10 min read Updated May 19, 2026
Wei Lin Tan

Senior Financial Analyst

Banking analyst Singapore

A credit bureau report in Singapore is one of those things many people ignore until they suddenly need credit. Then it becomes important all at once. A personal loan application slows down, a card request is declined, a bank asks follow-up questions, or a lender seems to know more about past facilities than the borrower expected. At that point people start using a cluster of terms interchangeably: credit score, CBS report, credit history, and sometimes even "bad record." That is where confusion begins.

The Singapore system is actually easier to understand once the moving parts are separated. Credit Bureau Singapore (CBS) is the consumer credit bureau most people mean when they talk about a Singapore credit report. It aggregates data contributed by participating retail banks and major financial institutions. A lender then reads that file, together with its own internal criteria, to decide how comfortable it feels extending new credit. The bureau report matters, but it is not the only ingredient in the decision and it is not a magic approval switch.

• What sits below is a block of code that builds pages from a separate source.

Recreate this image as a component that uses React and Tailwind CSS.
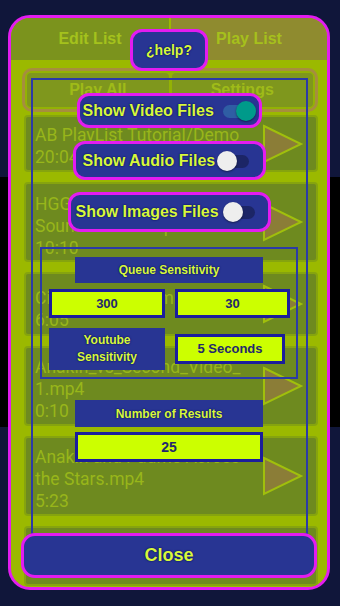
import React from "react";

const FONT = { fontFamily: "'Liberation Sans', Arial, 'DejaVu Sans', sans-serif" };
const ROBOTO = { fontFamily: "Roboto, 'Liberation Sans', sans-serif" };

function Switch({ on }) {
  return (
    <div className="relative w-[34px] h-[20px] shrink-0">
      <div
        className={
          on
            ? "absolute left-[1px] right-[2px] top-[4px] h-[13px] rounded-full bg-[#2f5ea4]"
            : "absolute left-[1px] right-[2px] top-[4px] h-[13px] rounded-full bg-[#1c2566]"
        }
      />
      <div
        className={
          on
            ? "absolute top-0 right-0 w-[20px] h-[20px] rounded-full bg-[#009a8a] shadow-[0_1px_2px_rgba(0,0,0,0.45)]"
            : "absolute top-0 left-0 w-[20px] h-[20px] rounded-full bg-[#eeeeee] shadow-[0_1px_2px_rgba(0,0,0,0.45)]"
        }
      />
    </div>
  );
}

function Triangle() {
  return (
    <svg width="42" height="40" viewBox="0 0 42 40" className="shrink-0">
      <polygon points="2,2 39,20 2,38" fill="#8b7d37" stroke="#a0bf0c" strokeWidth="2" strokeLinejoin="miter" />
    </svg>
  );
}

function Item({ lines, h, pt }) {
  return (
    <div
      className="ml-[13px] mt-[10px] w-[294px] rounded-[4px] border-2 border-[#86a40e] bg-[#6e8a1f] flex items-center"
      style={{ height: h }}
    >
      <div
        className="flex-1 self-start pl-[9px] text-[17.5px] leading-[22px] text-[#98b61a]"
        style={{ paddingTop: pt, ...ROBOTO }}
      >
        {lines.map((l, i) => (
          <div key={i} className="whitespace-nowrap">{l}</div>
        ))}
      </div>
      <div className="mr-[12px]">
        <Triangle />
      </div>
    </div>
  );
}

const LIME = "text-[#d8f83c] [text-shadow:0_0_2px_#0b1060,0_0_1px_#0b1060]";

export default function App() {
  return (
    <div className="relative w-[340px] h-[606px] overflow-hidden bg-[#10163a]" style={FONT}>
      <div className="h-[177px]" />
      <div className="h-[250px] bg-black" />

      {/* dialog */}
      <div className="absolute left-[8px] top-[15px] w-[322px] h-[575px] rounded-[22px] border-[3px] border-[#e31cf0] bg-[#9bb900] overflow-hidden">
        {/* dimmed app behind */}
        <div className="flex h-[42px]">
          <div className="w-[158px] bg-[#7b931d] flex items-center justify-center text-[16px] font-bold text-[#a4c21c]">
            Edit List
          </div>
          <div className="w-[2px] bg-[#9bb900]" />
          <div className="flex-1 bg-[#8f8b2f] flex items-center justify-center text-[16px] font-bold text-[#a6c01c]">
            Play List
          </div>
        </div>
        <div className="h-[8px]" />
        <div className="ml-[11px] w-[296px] h-[44px] rounded-[10px] border-[3px] border-[#a68e3e] bg-[#93b204] flex p-[2px] gap-[3px]">
          <div className="flex-1 bg-[#7f971d] rounded-[4px] flex items-center justify-center text-[16px] font-bold text-[#9fbb18]">
            Play All
          </div>
          <div className="flex-1 bg-[#7f971d] rounded-[4px] flex items-center justify-center text-[16px] font-bold text-[#9fbb18]">
            Settings
          </div>
        </div>
        <div className="-mt-[7px]" />
        <Item lines={["AB PlayList Tutorial/Demo", "20:04"]} h={57} pt={7} />
        <Item lines={["HGG Trailer with", "Sound Effects.mp4", "10:10"]} h={80} pt={9} />
        <Item lines={["Cinematic Intro.mp4", "6:05"]} h={64} pt={13} />
        <Item lines={["Anakin_vs_Second_Video_", "1.mp4", "0:10"]} h={80} pt={8} />
        <Item lines={["Anakin and Padme Across", "the Stars.mp4", "5:23"]} h={80} pt={8} />
        <Item lines={["", ""]} h={60} pt={8} />

        {/* help overlay */}
        <div className="absolute inset-0 flex flex-col items-center">
          <div className="mt-[11px] w-[78px] h-[42px] shrink-0 rounded-[12px] border-[3px] border-[#e31cf0] bg-[#283593] flex items-center justify-center">
            <span className={`text-[14px] font-bold ${LIME}`}>¿help?</span>
          </div>

          <div className="mt-[7px] w-[277px] h-[457px] shrink-0 border-2 border-[#2b3aa6] flex flex-col items-center">
            <div className="mt-[13px] w-[185px] h-[35px] shrink-0 rounded-[12px] border-[3px] border-[#e31cf0] bg-[#283593] flex items-center pl-[3px] pr-[3px]">
              <span className={`text-[16px] font-bold whitespace-nowrap ${LIME}`}>Show Video Files</span>
              <div className="ml-auto">
                <Switch on />
              </div>
            </div>
            <div className="mt-[13px] w-[193px] h-[39px] shrink-0 rounded-[12px] border-[3px] border-[#e31cf0] bg-[#283593] flex items-center pl-[7px] pr-[12px]">
              <span className={`text-[16px] font-bold whitespace-nowrap ${LIME}`}>Show Audio Files</span>
              <div className="ml-auto">
                <Switch on={false} />
              </div>
            </div>
            <div className="mt-[12px] w-[203px] h-[40px] shrink-0 rounded-[12px] border-[3px] border-[#e31cf0] bg-[#283593] flex items-center pl-[5px] pr-[11px]">
              <span className={`text-[16px] font-bold whitespace-nowrap ${LIME}`}>Show Images Files</span>
              <div className="ml-auto">
                <Switch on={false} />
              </div>
            </div>

            {/* sensitivity box */}
            <div className="mt-[15px] w-[258px] h-[132px] shrink-0 border-2 border-[#2b3aa6] flex flex-col">
              <div className="mt-[8px] self-center w-[188px] h-[26px] bg-[#283593] flex items-center justify-center">
                <span className={`text-[12px] font-bold ${LIME}`}>Queue Sensitivity</span>
              </div>
              <div className="mt-[6px] ml-[7px] flex gap-[10px]">
                <div className="w-[116px] h-[29px] border-[3px] border-[#1b1d9c] bg-[#ccff00] flex items-center justify-center text-[13px] font-bold text-[#23286e]">
                  300
                </div>
                <div className="w-[115px] h-[29px] border-[3px] border-[#1b1d9c] bg-[#ccff00] flex items-center justify-center text-[13px] font-bold text-[#23286e]">
                  30
                </div>
              </div>
              <div className="mt-[10px] ml-[7px] flex items-center gap-[10px]">
                <div className="w-[116px] h-[42px] bg-[#283593] flex items-center justify-center text-center">
                  <span className={`text-[12px] leading-[17px] font-bold ${LIME}`}>
                    Youtube
                    <br />
                    Sensitivity
                  </span>
                </div>
                <div className="w-[110px] h-[30px] border-[3px] border-[#1b1d9c] bg-[#ccff00] flex items-center justify-center text-[13px] font-bold text-[#23286e]">
                  5 Seconds
                </div>
              </div>
            </div>

            <div className="mt-[21px] w-[188px] h-[27px] shrink-0 bg-[#283593] flex items-center justify-center">
              <span className={`text-[12px] font-bold ${LIME}`}>Number of Results</span>
            </div>
            <div className="mt-[5px] w-[188px] h-[30px] shrink-0 border-[3px] border-[#1b1d9c] bg-[#ccff00] flex items-center justify-center text-[14px] font-bold text-[#23286e]">
              25
            </div>
          </div>

          <div className="-mt-[2px] w-[296px] h-[45px] shrink-0 rounded-[14px] border-[3px] border-[#e31cf0] bg-[#283593] flex items-center justify-center">
            <span className={`text-[18px] font-bold ${LIME}`}>Close</span>
          </div>
        </div>
      </div>
    </div>
  );
}
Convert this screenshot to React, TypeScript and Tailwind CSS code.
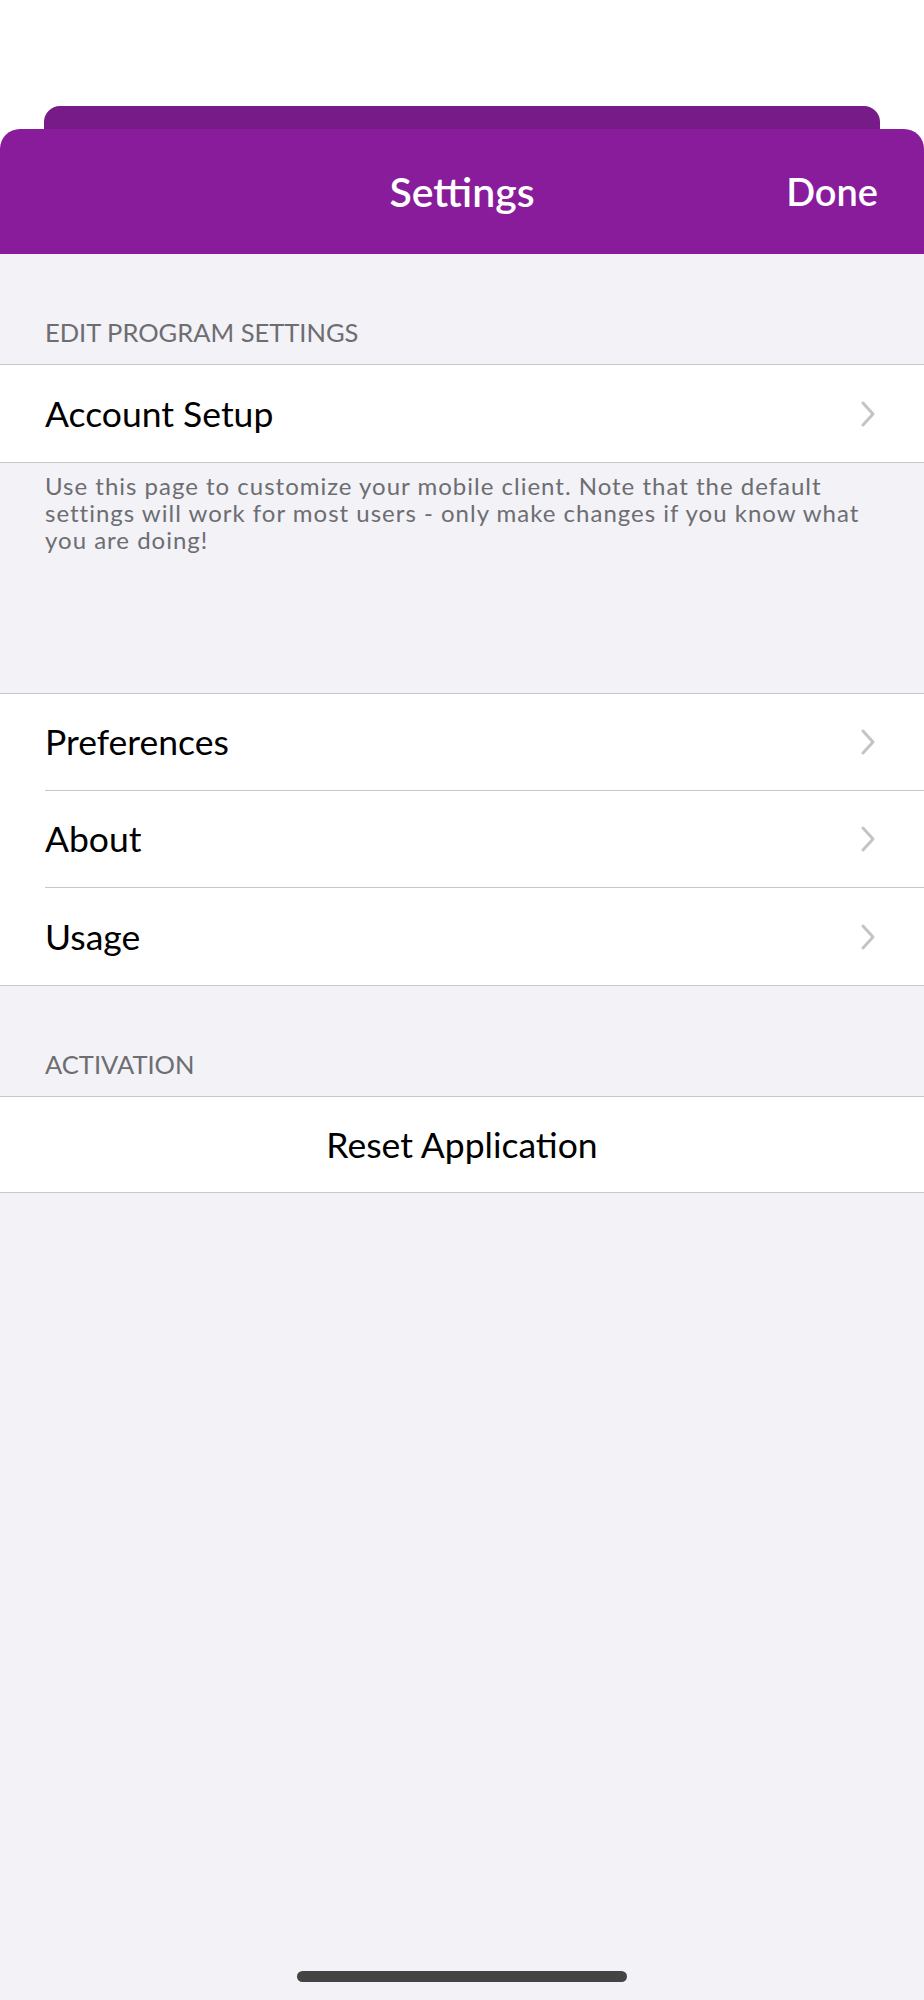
import React from 'react'

const font = { fontFamily: 'Lato, "Open Sans", "Liberation Sans", sans-serif' }

function Chevron() {
  return (
    <svg width="16" height="26" viewBox="0 0 16 26" fill="none" className="shrink-0">
      <path d="M3 2 L13 13 L3 24" stroke="#c4c4c8" strokeWidth="3" strokeLinecap="round" strokeLinejoin="round" />
    </svg>
  )
}

function Row({ label, last }: { label: string; last?: boolean }) {
  return (
    <div className="pl-[45px] bg-white">
      <div className={'flex items-center justify-between h-[97px] pr-[48px] ' + (last ? '' : 'border-b border-[#c8c7cc]')}>
        <span className="text-[35.5px] text-black">{label}</span>
        <Chevron />
      </div>
    </div>
  )
}

function SectionHeader({ title }: { title: string }) {
  return (
    <div className="h-[110px] flex items-end px-[45px] pb-[13px]">
      <span className="text-[25.5px] text-[#6d6d72] uppercase">{title}</span>
    </div>
  )
}

export default function App() {
  return (
    <div className="min-h-[2000px] flex flex-col bg-[#f2f2f7]" style={font}>
      <div className="bg-white pt-[106px]">
        <div className="h-[23px] mx-[44px] rounded-t-[16px] bg-[#761b87]" />
        <div className="h-[125px] rounded-t-[20px] bg-[#881c9a] relative flex items-center justify-center">
          <span className="text-white text-[41px] font-semibold">Settings</span>
          <span className="absolute right-[46px] text-white text-[38px] font-semibold">Done</span>
        </div>
      </div>

      <SectionHeader title="Edit Program Settings" />
      <div className="border-y border-[#c8c7cc]">
        <Row label="Account Setup" last />
      </div>
      <p className="pl-[45px] pr-[40px] pt-[9px] text-[24px] tracking-[1px] leading-[27px] text-[#6d6d72]">
        Use this page to customize your mobile client. Note that the default settings will work for most users - only make changes if you know what you are doing!
      </p>

      <div className="mt-[140px] border-y border-[#c8c7cc]">
        <Row label="Preferences" />
        <Row label="About" />
        <Row label="Usage" last />
      </div>

      <SectionHeader title="Activation" />
      <div className="border-y border-[#c8c7cc] bg-white h-[97px] flex items-center justify-center">
        <span className="text-[35.5px] text-black">Reset Application</span>
      </div>

      <div className="mt-auto mb-[18px] flex justify-center">
        <div className="w-[330px] h-[11px] rounded-full bg-[#444444]" />
      </div>
    </div>
  )
}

This guide explains what a Singapore credit bureau report actually contains, what lenders are trying to understand when they read it, how report access works, what usually weakens a file, how disputes and corrections should be handled, and when an unresolved issue should move beyond CBS toward the financial institution, FIDReC, or MAS. The point is not to dramatize the process. It is to make it legible before the next application, not after the damage is done.

Start with the purpose of the file, not the panic around the score

A credit bureau report is not a moral verdict. It is a decision-support document. Its purpose is to give lenders a structured view of how formal credit has been handled over time. That means it helps them answer ordinary risk questions. Does this borrower repay in a stable way? Are there multiple active obligations already in play? Has there been a pattern of stress, arrears, or repeated new borrowing? Is the person in front of us starting from a clean file, or from a file that needs caution?

When borrowers obsess only over the score, they often miss the logic underneath it. The score matters because it summarizes the file. But the file itself still matters because that is where the practical signals live: repayment habits, active commitments, inquiry patterns, and whether the data actually makes sense. If the underlying report is wrong, the score conversation is premature. If the report is correct but weak, then the real issue is not cosmetics. It is the visible pattern of credit behaviour.

This is why people with similar income can still get different results. One may have an orderly report and controlled obligations. Another may look overextended, application-heavy, or uneven in repayment. The bureau file does not tell the whole story, but it shapes the first impression the lender works from.

What Credit Bureau Singapore actually records

At a practical level, a standard CBS report gives the user and the lender a structured snapshot of current and historical consumer-credit information in Singapore. Based on CBS's own consumer-facing explanations and related guidance, the report records the broad outline of your credit holdings, repayment history, previous credit inquiries, and your overall credit score. Those are the headline elements most ordinary users need to understand first.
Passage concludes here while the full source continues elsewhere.